GNP Representative Choi Kyung-hwan was named the Knowledge Economy minister. Choi worked as a public servant and an editorial writer for the Korea Economic Daily until he was elected a lawmaker in 2004. Representing Gyeongsan and Cheongdo in North Gyeongsang, he was re-elected for a second term last year.

Choi is known as a loyalist to Park Geun-hye, a political heavyweight who lost the GNP’s presidential candidacy to President Lee Myung-bak in the primary in the 2007 election. By including a pro-Park lawmaker in his cabinet, President Lee appears to be trying to mend the rupture between the pro-Park and pro-Lee factions.

According to the Blue House, Choi’s expertise in economic policy coordination was a key factor.
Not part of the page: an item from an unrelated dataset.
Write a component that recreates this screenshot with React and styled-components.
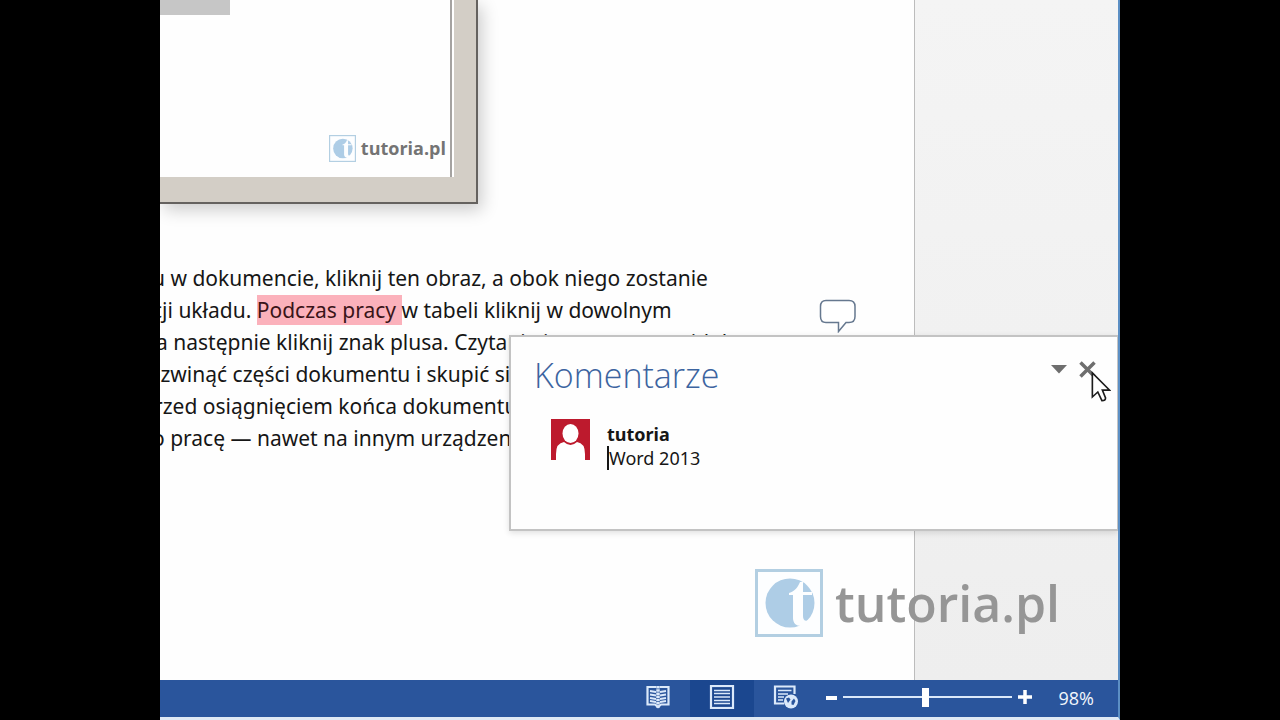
import React, { useState } from "react";
import styled, { createGlobalStyle } from "styled-components";

const lines = [
  { cut: 8, text: "u w dokumencie, kliknij ten obraz, a obok niego zostanie" },
  { cut: 8, text: "cji układu. ", marked: "Podczas pracy ", rest: "w tabeli kliknij w dowolnym" },
  { cut: 4, text: "a następnie kliknij znak plusa. Czytanie jest proste w widoku" },
  { cut: 12, text: "ozwinąć części dokumentu i skupić się" },
  { cut: 6, text: "rzed osiągnięciem końca dokumentu" },
  { cut: 8, text: "o pracę — nawet na innym urządzeniu" },
];

const Logo = ({ size }) => (
  <svg width={size} height={size} viewBox="0 0 68 68" aria-hidden="true">
    <rect x="1.5" y="1.5" width="65" height="65" fill="#fdfeff" stroke="#b3cfe2" strokeWidth="3" />
    <circle cx="35" cy="34" r="24.5" fill="#aecde6" />
    <path
      d="M34 24C40 22 43 18 45 13h3v10h9v3h-9v21c0 5 3 6 8 3l1 2c-3 4-7 5-11 5c-5 0-8-3-8-8V26h-4z"
      fill="#fdfeff"
    />
  </svg>
);

const App = () => {
  const [zoom, setZoom] = useState(98);
  const [comment, setComment] = useState("Word 2013");

  return (
    <Screen>
      <GlobalStyle />
      <Word>
        <Canvas>
          <Page>
            <Picture>
              <PictureInside>
                <GreyBlock />
                <SmallBrand>
                  <Logo size={27} />
                  <span>tutoria.pl</span>
                </SmallBrand>
              </PictureInside>
            </Picture>
            <Paragraph>
              {lines.map((line) => (
                <Line key={line.text} $cut={line.cut}>
                  {line.text}
                  {line.marked && <Marked>{line.marked}</Marked>}
                  {line.rest}
                </Line>
              ))}
            </Paragraph>
            <CommentMark type="button" aria-label="Komentarz">
              <svg width="38" height="34" viewBox="0 0 38 34">
                <path
                  d="M7 1.500H30Q36 1.500 36 7.500V17.500Q36 23.500 30 23.500H27L19.500 32.500V23.500H7Q1.500 23.500 1.500 17.500V7.500Q1.500 1.500 7 1.500Z"
                  fill="#fff"
                  stroke="#66788f"
                  strokeWidth="1.500"
                />
              </svg>
            </CommentMark>
          </Page>
          <Watermark>
            <Logo size={68} />
            <span>tutoria.pl</span>
          </Watermark>
        </Canvas>

        <Panel>
          <PanelHeader>
            <h2>Komentarze</h2>
            <PanelButton type="button" aria-label="Opcje">
              <svg width="16" height="9" viewBox="0 0 16 9">
                <path d="M0 0H16L8 8.500Z" fill="#6e6e6e" />
              </svg>
            </PanelButton>
            <PanelButton type="button" aria-label="Zamknij">
              <svg width="17" height="17" viewBox="0 0 17 17">
                <path d="M1.500 1.500L15.500 15.500M15.500 1.500L1.500 15.500" stroke="#6e6e6e" strokeWidth="3.500" />
              </svg>
            </PanelButton>
          </PanelHeader>
          <Comment>
            <svg width="39" height="41" viewBox="0 0 39 41" aria-hidden="true">
              <rect width="39" height="41" fill="#bd1a2d" />
              <ellipse cx="19.500" cy="14.500" rx="8" ry="9.500" fill="#fff" />
              <path d="M5 41V35Q5 24 13 23Q19.500 29 26 23Q34 24 34 35V41Z" fill="#fff" />
            </svg>
            <CommentBody>
              <label htmlFor="comment">tutoria</label>
              <CommentField>
                <Caret />
                <input id="comment" type="text" value={comment} onChange={(e) => setComment(e.target.value)} />
              </CommentField>
            </CommentBody>
          </Comment>
        </Panel>

        <StatusBar>
          <ViewButton type="button" aria-label="Tryb odczytu">
            <svg width="24" height="24" viewBox="0 0 24 24" fill="none" stroke="#dbe9fa">
              <path d="M10 2H1.500V19.500H9L12 22L15 19.500H22.500V2H14" strokeWidth="2.200" />
              <path d="M12 1V23" strokeWidth="3.500" strokeDasharray="2.500 0.700" />
              <path
                d="M4 6L10 7M4 9.500L10 10.500M4 13L10 14M4 16L10 17M20 6L14 7M20 9.500L14 10.500M20 13L14 14M20 16L14 17"
                strokeWidth="1.800"
              />
            </svg>
          </ViewButton>
          <ViewButton type="button" aria-label="Układ wydruku" $active>
            <svg width="26" height="24" viewBox="0 0 26 24" fill="none" stroke="#dbe9fa">
              <rect x="2" y="1" width="22" height="22" strokeWidth="2.200" />
              <path d="M5 5.500H21M5 8.500H21M5 12H21M5 15.500H21M5 18.500H21" strokeWidth="1.600" />
            </svg>
          </ViewButton>
          <ViewButton type="button" aria-label="Układ sieci Web">
            <svg width="26" height="24" viewBox="0 0 26 24" fill="none" stroke="#dbe9fa">
              <path d="M11 18.500H2V1.500H21.500V9" strokeWidth="2.200" />
              <path d="M5 5.500H18.500M5 9H15M5 12H11M5 15H10" strokeWidth="1.700" />
              <circle cx="18" cy="16.500" r="7" fill="#dbe9fa" stroke="none" />
              <path d="M13 13.500L16 12.500L17.500 14.500L15 18ZM18.500 16.500L21 13.500L22.500 16L20.500 20L18.500 19.500Z" fill="#2a559c" stroke="none" />
            </svg>
          </ViewButton>
          <ZoomGroup>
            <ZoomButton type="button" aria-label="Pomniejsz" onClick={() => setZoom(zoom - 1)}>
              <svg width="14" height="14" viewBox="0 0 14 14">
                <path d="M3 8H14" stroke="#fff" strokeWidth="4" />
              </svg>
            </ZoomButton>
            <Slider
              type="range"
              aria-label="Powiększenie"
              min="0"
              max="200"
              value={zoom}
              onChange={(e) => setZoom(Number(e.target.value))}
            />
            <ZoomButton type="button" aria-label="Powiększ" onClick={() => setZoom(zoom + 1)}>
              <svg width="14" height="14" viewBox="0 0 14 14">
                <path d="M0 7H14M7 0V14" stroke="#fff" strokeWidth="3.500" />
              </svg>
            </ZoomButton>
          </ZoomGroup>
          <ZoomValue>{zoom}%</ZoomValue>
        </StatusBar>

        <Cursor width="20" height="32" viewBox="0 0 22 34" aria-hidden="true">
          <path
            d="M1.500 1.500V28L7.500 22.500L12 32Q16 32 16 29L12.500 20.500H20.500Z"
            fill="#fff"
            stroke="#1c1c1c"
            strokeWidth="1.800"
          />
        </Cursor>
      </Word>
    </Screen>
  );
};

const GlobalStyle = createGlobalStyle`
  body {
    margin: 0;
    background: #000;
  }

  *, *::before, *::after {
    box-sizing: border-box;
  }

  button {
    border: 0;
    padding: 0;
    background: none;
    display: flex;
    align-items: center;
    justify-content: center;
    cursor: pointer;
  }
`;

const Screen = styled.div`
  min-height: 100vh;
  display: flex;
  justify-content: center;
  font-family: "Open Sans", "Noto Sans", sans-serif;
`;

const Word = styled.main`
  position: relative;
  width: 75%;
  display: flex;
  flex-direction: column;
  overflow: hidden;
  border-right: 2px solid #5c8fc4;
  border-bottom: 3px solid #dfe9f4;
  background: #fff;
`;

const Canvas = styled.div`
  position: relative;
  flex: 1;
  display: flex;
  background: linear-gradient(#f4f4f4, #eeeeee);
`;

const Page = styled.article`
  position: relative;
  width: 78.8%;
  overflow: hidden;
  background: #fefefe;
  border-right: 1px solid #bcbcbc;
`;

const Picture = styled.div`
  width: 318px;
  height: 204px;
  padding: 0 22px 25px 0;
  background: #d3cec6;
  border-right: 2px solid #65625f;
  border-bottom: 2px solid #65625f;
  box-shadow: 4px 6px 16px rgba(0, 0, 0, 0.2);
`;

const PictureInside = styled.div`
  height: 100%;
  display: flex;
  flex-direction: column;
  justify-content: space-between;
  background: #fefefe;
  border-right: 2px solid #fff;
  box-shadow: inset -2px 0 0 #a5a3a1;
`;

const GreyBlock = styled.div`
  width: 70px;
  height: 15px;
  background: #c6c6c6;
`;

const SmallBrand = styled.div`
  display: flex;
  align-items: center;
  justify-content: flex-end;
  gap: 5px;
  padding: 0 6px 15px 0;
  color: #747474;
  font-size: 18px;
  font-weight: 700;
  line-height: 27px;
`;

const Paragraph = styled.div`
  padding-top: 58px;
  color: #161616;
  font-family: "Noto Sans", sans-serif;
  font-size: 21px;
  line-height: 32px;
`;

const Line = styled.div`
  margin-left: ${(props) => -props.$cut}px;
  white-space: pre;
`;

const Marked = styled.mark`
  padding: 1px 0;
  background: #fbb1bb;
  color: #3a1418;
`;

const CommentMark = styled.button`
  position: absolute;
  top: 299px;
  right: 57px;
`;

const Watermark = styled.div`
  position: absolute;
  right: 58px;
  bottom: 43px;
  display: flex;
  align-items: center;
  gap: 12px;
  color: #969696;
  font-size: 50px;
  font-weight: 600;
  line-height: 68px;
`;

const Panel = styled.section`
  position: absolute;
  top: 335px;
  right: 0;
  width: 609px;
  height: 196px;
  padding: 20px 21px 0 23px;
  background: #fefefe;
  border: 2px solid #c3c3c3;
  border-right-width: 1px;
  box-shadow: 0 2px 6px rgba(0, 0, 0, 0.12);
`;

const PanelHeader = styled.header`
  display: flex;
  align-items: flex-start;
  gap: 12px;

  h2 {
    flex: 1;
    margin: 0;
    color: #3c64a0;
    font-size: 34px;
    font-weight: 300;
    line-height: 36px;
  }
`;

const PanelButton = styled.button`
  height: 24px;
`;

const Comment = styled.div`
  display: flex;
  gap: 17px;
  padding: 26px 0 0 17px;
`;

const CommentBody = styled.div`
  color: #161616;
  font-family: "Noto Sans", sans-serif;
  font-size: 18px;
  line-height: 24px;

  label {
    display: block;
    padding-top: 3px;
    font-weight: 700;
  }
`;

const CommentField = styled.div`
  display: flex;
  align-items: center;

  input {
    width: 200px;
    height: 24px;
    padding: 0;
    border: 0;
    background: none;
    color: inherit;
    font: inherit;
  }
`;

const Caret = styled.span`
  width: 2px;
  height: 24px;
  background: #161616;
`;

const StatusBar = styled.footer`
  height: 37px;
  display: flex;
  align-items: center;
  justify-content: flex-end;
  padding-right: 24px;
  background: #2a559c;
`;

const ViewButton = styled.button`
  width: 64px;
  height: 37px;
  padding-bottom: 3px;
  background: ${(props) => (props.$active ? "#1b478f" : "transparent")};
`;

const ZoomGroup = styled.div`
  display: flex;
  align-items: center;
  gap: 6px;
  padding: 0 0 3px 5px;
`;

const ZoomButton = styled.button`
  width: 14px;
  height: 24px;
`;

const Slider = styled.input`
  width: 169px;
  height: 20px;
  margin: 0;
  appearance: none;
  background: linear-gradient(#dbe9fa, #dbe9fa) center / 100% 2px no-repeat;

  &::-webkit-slider-thumb {
    appearance: none;
    width: 7px;
    height: 19px;
    background: #fff;
  }
`;

const ZoomValue = styled.span`
  width: 62px;
  padding-bottom: 2px;
  color: #f2f7fd;
  font-size: 18px;
  text-align: right;
`;

const Cursor = styled.svg`
  position: absolute;
  top: 371px;
  right: 7px;
`;

export default App;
“Choi also has a deep understanding about the energy and IT industries, the growth engine of the country, and the president expects him to push forward his green growth strategy,” the Blue House said. Another GNP lawmaker, Joo Ho-young, was named as minister without portfolio, filling a post vacant since the launch of the administration.

The 49-year-old two-term lawmaker once served as the party’s spokesman and deputy floor leader, and the Blue House said he was trusted by both ruling and opposition parties.

“By cooperating with the senior political affairs secretary, Joo is expected to play a role as the bridge between the GNP, administration and the Blue House,” the press release said.

The position of minister without portfolio disappeared from the cabinet in 1998 when the Kim Dae-jung administration downsized the cabinet structure.

In the past, a minister without portfolio often focused on political affairs, which is what Joo is also expected to do.

The expectation is that Joo’s activities will include inter-Korean affairs.

“When a president makes an order, I will follow,” Joo said, adding he will do his best to enhance communication between the legislature, Blue House and administration.

Representative Yim Tae-hee, a three-term GNP lawmaker, was named as labor minister. After 20 years as a public servant in the finance field, Yim was elected as a lawmaker in 2000. He has also headed the Youido Institute, a conservative think tank.

Paik Hee-young, a professor of food and nutrition at Seoul National University, was named the new minister of gender equality.

According to the Blue House, Paik, the former head of the Korean Home Economics Association, possesses pragmatic leadership skills and is the best candidate to redefine the values and roles of gender equality, family and home to meet global standards.

President Lee’s new cabinet is much younger than his last. The average age of the cabinet members is now 59, compared to 62.4 before.

Han Seung-soo, the predecessor of the Prime Minister-designate Chung, is 73, and five ministers replaced yesterday were in their 60’s.

Chung, the new prime minister-designate, is 63 and four of the newly designated ministers are in their 50’s. Joo, the designate of the minister without portfolio, is 49, the youngest member of the cabinet.

According to the Blue House, the new cabinet members include four from Gyeonggi and Incheon, up from one from the previous cabinet. Four are Jeolla natives, up from three. The number of ministers from Gyeongsang, Chungcheong and Jeju remained five, three and one respectively.